Clean tech, a term coined around 2000, refers to renewable energy and the process and materials involved in making it. Today, as an Boston-based attorney for WilmerHale, Kalpin helps counsel emerging energy technology companies, taking them, as he says, “from concept to kilowatt” – helping them get the initial financing, protecting intellectual property with licensing or patenting, assisting in building the demonstration project, maneuvering through tax issues, through contracting for construction and equipment purchases. “It’s a big jigsaw puzzle that varies from project to project, and entails making sure that the pieces all fit together while the regulations are constantly changing,” says Kalpin.

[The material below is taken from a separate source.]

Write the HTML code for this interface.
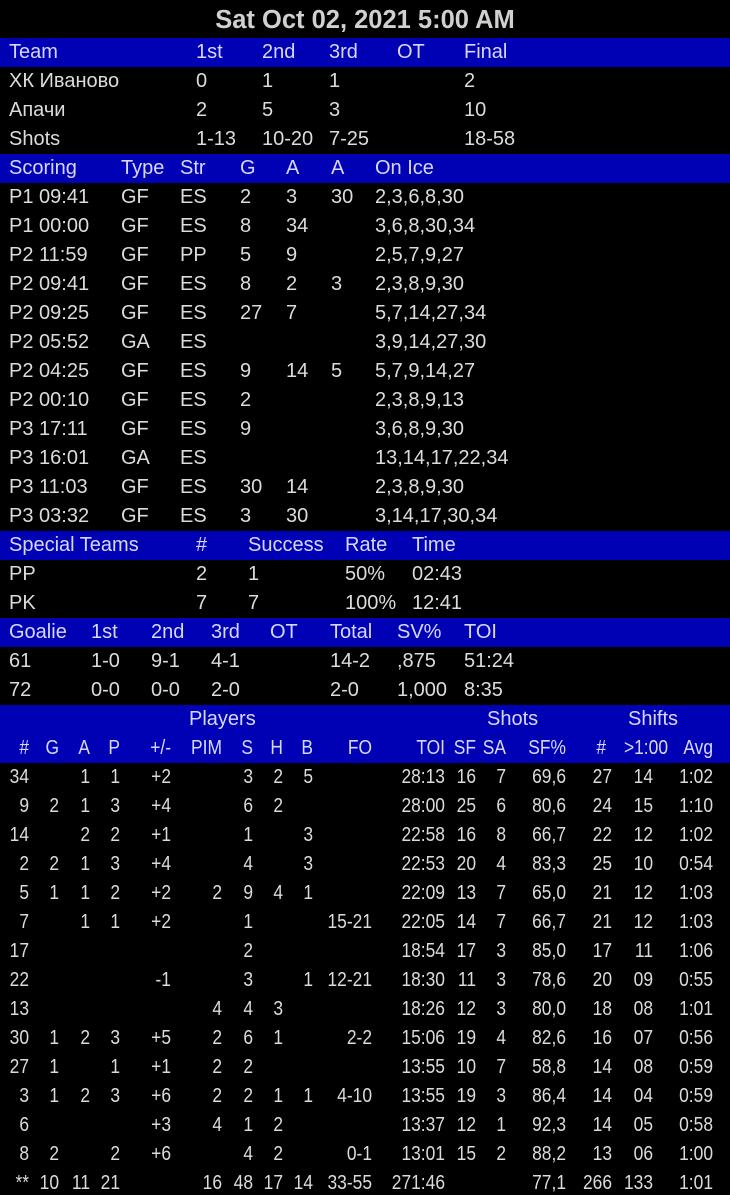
<!DOCTYPE html>
<html><head><meta charset="utf-8"><style>
html,body{margin:0;padding:0;background:#000;width:730px;height:1195px;overflow:hidden}
body{position:relative;font-family:"Liberation Sans",sans-serif;font-size:20px;color:#dcdcdc}
.t{position:absolute;left:0;top:5px;width:730px;height:29px;line-height:31px;text-align:center;font-weight:bold;font-size:25.5px;color:#d0d0d0}
.r{position:absolute;left:0;width:730px;height:29px;line-height:29px;white-space:nowrap}
.b{background:#0000b4;color:#d8d8ff}
.r span{position:absolute;top:0}
.p span{width:70px;text-align:right;transform:scaleX(0.87);transform-origin:right center}
.p0{left:-41px}.p1{left:-11px}.p2{left:20px}.p3{left:50px}.p4{left:101px}.p5{left:152px}.p6{left:183px}.p7{left:213px}.p8{left:243px}.p9{left:302px}.p10{left:375px}.p11{left:406px}.p12{left:436px}.p13{left:496px}.p14{left:542px}.p15{left:583px}.p16{left:643px}
</style></head><body>
<div class="t">Sat Oct 02, 2021 5:00 AM</div>

<div class="r b" style="top:38px"><span style="left:9px">Team</span><span style="left:196px">1st</span><span style="left:262px">2nd</span><span style="left:329px">3rd</span><span style="left:397px">OT</span><span style="left:464px">Final</span></div>
<div class="r" style="top:67px"><span style="left:9px">ХК Иваново</span><span style="left:196px">0</span><span style="left:262px">1</span><span style="left:329px">1</span><span style="left:464px">2</span></div>
<div class="r" style="top:96px"><span style="left:9px">Апачи</span><span style="left:196px">2</span><span style="left:262px">5</span><span style="left:329px">3</span><span style="left:464px">10</span></div>
<div class="r" style="top:125px"><span style="left:9px">Shots</span><span style="left:196px">1-13</span><span style="left:262px">10-20</span><span style="left:329px">7-25</span><span style="left:464px">18-58</span></div>

<div class="r b" style="top:154px"><span style="left:9px">Scoring</span><span style="left:121px">Type</span><span style="left:180px">Str</span><span style="left:240px">G</span><span style="left:286px">A</span><span style="left:331px">A</span><span style="left:375px">On Ice</span></div>
<div class="r" style="top:183px"><span style="left:9px">P1 09:41</span><span style="left:121px">GF</span><span style="left:180px">ES</span><span style="left:240px">2</span><span style="left:286px">3</span><span style="left:331px">30</span><span style="left:375px">2,3,6,8,30</span></div>
<div class="r" style="top:212px"><span style="left:9px">P1 00:00</span><span style="left:121px">GF</span><span style="left:180px">ES</span><span style="left:240px">8</span><span style="left:286px">34</span><span style="left:375px">3,6,8,30,34</span></div>
<div class="r" style="top:241px"><span style="left:9px">P2 11:59</span><span style="left:121px">GF</span><span style="left:180px">PP</span><span style="left:240px">5</span><span style="left:286px">9</span><span style="left:375px">2,5,7,9,27</span></div>
<div class="r" style="top:270px"><span style="left:9px">P2 09:41</span><span style="left:121px">GF</span><span style="left:180px">ES</span><span style="left:240px">8</span><span style="left:286px">2</span><span style="left:331px">3</span><span style="left:375px">2,3,8,9,30</span></div>
<div class="r" style="top:299px"><span style="left:9px">P2 09:25</span><span style="left:121px">GF</span><span style="left:180px">ES</span><span style="left:240px">27</span><span style="left:286px">7</span><span style="left:375px">5,7,14,27,34</span></div>
<div class="r" style="top:328px"><span style="left:9px">P2 05:52</span><span style="left:121px">GA</span><span style="left:180px">ES</span><span style="left:375px">3,9,14,27,30</span></div>
<div class="r" style="top:357px"><span style="left:9px">P2 04:25</span><span style="left:121px">GF</span><span style="left:180px">ES</span><span style="left:240px">9</span><span style="left:286px">14</span><span style="left:331px">5</span><span style="left:375px">5,7,9,14,27</span></div>
<div class="r" style="top:386px"><span style="left:9px">P2 00:10</span><span style="left:121px">GF</span><span style="left:180px">ES</span><span style="left:240px">2</span><span style="left:375px">2,3,8,9,13</span></div>
<div class="r" style="top:415px"><span style="left:9px">P3 17:11</span><span style="left:121px">GF</span><span style="left:180px">ES</span><span style="left:240px">9</span><span style="left:375px">3,6,8,9,30</span></div>
<div class="r" style="top:444px"><span style="left:9px">P3 16:01</span><span style="left:121px">GA</span><span style="left:180px">ES</span><span style="left:375px">13,14,17,22,34</span></div>
<div class="r" style="top:473px"><span style="left:9px">P3 11:03</span><span style="left:121px">GF</span><span style="left:180px">ES</span><span style="left:240px">30</span><span style="left:286px">14</span><span style="left:375px">2,3,8,9,30</span></div>
<div class="r" style="top:502px"><span style="left:9px">P3 03:32</span><span style="left:121px">GF</span><span style="left:180px">ES</span><span style="left:240px">3</span><span style="left:286px">30</span><span style="left:375px">3,14,17,30,34</span></div>

<div class="r b" style="top:531px"><span style="left:9px">Special Teams</span><span style="left:196px">#</span><span style="left:248px">Success</span><span style="left:345px">Rate</span><span style="left:412px">Time</span></div>
<div class="r" style="top:560px"><span style="left:9px">PP</span><span style="left:196px">2</span><span style="left:248px">1</span><span style="left:345px">50%</span><span style="left:412px">02:43</span></div>
<div class="r" style="top:589px"><span style="left:9px">PK</span><span style="left:196px">7</span><span style="left:248px">7</span><span style="left:345px">100%</span><span style="left:412px">12:41</span></div>

<div class="r b" style="top:618px"><span style="left:9px">Goalie</span><span style="left:91px">1st</span><span style="left:151px">2nd</span><span style="left:211px">3rd</span><span style="left:270px">OT</span><span style="left:330px">Total</span><span style="left:397px">SV%</span><span style="left:464px">TOI</span></div>
<div class="r" style="top:647px"><span style="left:9px">61</span><span style="left:91px">1-0</span><span style="left:151px">9-1</span><span style="left:211px">4-1</span><span style="left:330px">14-2</span><span style="left:397px">,875</span><span style="left:464px">51:24</span></div>
<div class="r" style="top:676px"><span style="left:9px">72</span><span style="left:91px">0-0</span><span style="left:151px">0-0</span><span style="left:211px">2-0</span><span style="left:330px">2-0</span><span style="left:397px">1,000</span><span style="left:464px">8:35</span></div>

<div class="r b" style="top:705px;height:58px"><span style="left:189px">Players</span><span style="left:487px">Shots</span><span style="left:628px">Shifts</span></div>
<div class="r p" style="top:734px;color:#d8d8ff"><span class="p0">#</span><span class="p1">G</span><span class="p2">A</span><span class="p3">P</span><span class="p4">+/-</span><span class="p5">PIM</span><span class="p6">S</span><span class="p7">H</span><span class="p8">B</span><span class="p9">FO</span><span class="p10">TOI</span><span class="p11">SF</span><span class="p12">SA</span><span class="p13">SF%</span><span style="left:536px">#</span><span style="left:598px">&gt;1:00</span><span class="p16">Avg</span></div>

<div class="r p" style="top:763px"><span class="p0">34</span><span class="p2">1</span><span class="p3">1</span><span class="p4">+2</span><span class="p6">3</span><span class="p7">2</span><span class="p8">5</span><span class="p10">28:13</span><span class="p11">16</span><span class="p12">7</span><span class="p13">69,6</span><span class="p14">27</span><span class="p15">14</span><span class="p16">1:02</span></div>
<div class="r p" style="top:792px"><span class="p0">9</span><span class="p1">2</span><span class="p2">1</span><span class="p3">3</span><span class="p4">+4</span><span class="p6">6</span><span class="p7">2</span><span class="p10">28:00</span><span class="p11">25</span><span class="p12">6</span><span class="p13">80,6</span><span class="p14">24</span><span class="p15">15</span><span class="p16">1:10</span></div>
<div class="r p" style="top:821px"><span class="p0">14</span><span class="p2">2</span><span class="p3">2</span><span class="p4">+1</span><span class="p6">1</span><span class="p8">3</span><span class="p10">22:58</span><span class="p11">16</span><span class="p12">8</span><span class="p13">66,7</span><span class="p14">22</span><span class="p15">12</span><span class="p16">1:02</span></div>
<div class="r p" style="top:850px"><span class="p0">2</span><span class="p1">2</span><span class="p2">1</span><span class="p3">3</span><span class="p4">+4</span><span class="p6">4</span><span class="p8">3</span><span class="p10">22:53</span><span class="p11">20</span><span class="p12">4</span><span class="p13">83,3</span><span class="p14">25</span><span class="p15">10</span><span class="p16">0:54</span></div>
<div class="r p" style="top:879px"><span class="p0">5</span><span class="p1">1</span><span class="p2">1</span><span class="p3">2</span><span class="p4">+2</span><span class="p5">2</span><span class="p6">9</span><span class="p7">4</span><span class="p8">1</span><span class="p10">22:09</span><span class="p11">13</span><span class="p12">7</span><span class="p13">65,0</span><span class="p14">21</span><span class="p15">12</span><span class="p16">1:03</span></div>
<div class="r p" style="top:908px"><span class="p0">7</span><span class="p2">1</span><span class="p3">1</span><span class="p4">+2</span><span class="p6">1</span><span class="p9">15-21</span><span class="p10">22:05</span><span class="p11">14</span><span class="p12">7</span><span class="p13">66,7</span><span class="p14">21</span><span class="p15">12</span><span class="p16">1:03</span></div>
<div class="r p" style="top:937px"><span class="p0">17</span><span class="p6">2</span><span class="p10">18:54</span><span class="p11">17</span><span class="p12">3</span><span class="p13">85,0</span><span class="p14">17</span><span class="p15">11</span><span class="p16">1:06</span></div>
<div class="r p" style="top:966px"><span class="p0">22</span><span class="p4">-1</span><span class="p6">3</span><span class="p8">1</span><span class="p9">12-21</span><span class="p10">18:30</span><span class="p11">11</span><span class="p12">3</span><span class="p13">78,6</span><span class="p14">20</span><span class="p15">09</span><span class="p16">0:55</span></div>
<div class="r p" style="top:995px"><span class="p0">13</span><span class="p5">4</span><span class="p6">4</span><span class="p7">3</span><span class="p10">18:26</span><span class="p11">12</span><span class="p12">3</span><span class="p13">80,0</span><span class="p14">18</span><span class="p15">08</span><span class="p16">1:01</span></div>
<div class="r p" style="top:1024px"><span class="p0">30</span><span class="p1">1</span><span class="p2">2</span><span class="p3">3</span><span class="p4">+5</span><span class="p5">2</span><span class="p6">6</span><span class="p7">1</span><span class="p9">2-2</span><span class="p10">15:06</span><span class="p11">19</span><span class="p12">4</span><span class="p13">82,6</span><span class="p14">16</span><span class="p15">07</span><span class="p16">0:56</span></div>
<div class="r p" style="top:1053px"><span class="p0">27</span><span class="p1">1</span><span class="p3">1</span><span class="p4">+1</span><span class="p5">2</span><span class="p6">2</span><span class="p10">13:55</span><span class="p11">10</span><span class="p12">7</span><span class="p13">58,8</span><span class="p14">14</span><span class="p15">08</span><span class="p16">0:59</span></div>
<div class="r p" style="top:1082px"><span class="p0">3</span><span class="p1">1</span><span class="p2">2</span><span class="p3">3</span><span class="p4">+6</span><span class="p5">2</span><span class="p6">2</span><span class="p7">1</span><span class="p8">1</span><span class="p9">4-10</span><span class="p10">13:55</span><span class="p11">19</span><span class="p12">3</span><span class="p13">86,4</span><span class="p14">14</span><span class="p15">04</span><span class="p16">0:59</span></div>
<div class="r p" style="top:1111px"><span class="p0">6</span><span class="p4">+3</span><span class="p5">4</span><span class="p6">1</span><span class="p7">2</span><span class="p10">13:37</span><span class="p11">12</span><span class="p12">1</span><span class="p13">92,3</span><span class="p14">14</span><span class="p15">05</span><span class="p16">0:58</span></div>
<div class="r p" style="top:1140px"><span class="p0">8</span><span class="p1">2</span><span class="p3">2</span><span class="p4">+6</span><span class="p6">4</span><span class="p7">2</span><span class="p9">0-1</span><span class="p10">13:01</span><span class="p11">15</span><span class="p12">2</span><span class="p13">88,2</span><span class="p14">13</span><span class="p15">06</span><span class="p16">1:00</span></div>
<div class="r p" style="top:1169px"><span class="p0">**</span><span class="p1">10</span><span class="p2">11</span><span class="p3">21</span><span class="p5">16</span><span class="p6">48</span><span class="p7">17</span><span class="p8">14</span><span class="p9">33-55</span><span class="p10">271:46</span><span class="p13">77,1</span><span class="p14">266</span><span class="p15">133</span><span class="p16">1:01</span></div>
</body></html>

Kaplin’s clients range from entrepreneurs who are developing wind or solar power generation to firms looking at more efficient battery technology, drinking water desalination, or energy-saving telecommunication methods. For wind energy alone, the U.S. market will reach an estimated $180 billion by 2013 – not to speak of hydro, solar, and biomass, among others.

Q: Why is this the era of clean tech?
What we are seeing is that people are becoming more aware that we are in a resource-constrained world. We have to do things more efficiently and cleaner, in a way with less impact.
Q: How long does it take for a project to come to fruition?
Just as one example, a small renewable energy wind project, can move from start to end in the course of 18 months or so; a complex power project can take years to develop. I recently did a biomass energy project, which proposed burning wood instead of oil or coal to create energy. There, we needed to look at everything from where the project is located to who to sell the power to.
Q: What advice would you give to someone interested in entering this niche practice?
You have to have a passion for it, a certain level of curiosity and a willingness to think outside the box about how things can be done better. This field is evolving right in front of us, with new policies and regulations being proposed and issues being developed.
Q: How do you stay abreast of all the developments?
The best way is to participate in trade organizations, such as the New England Clean Energy Council and the Northeast Energy and Commerce Association. And the other way that I keep up with what’s happening is simple: I don’t sleep at night anymore.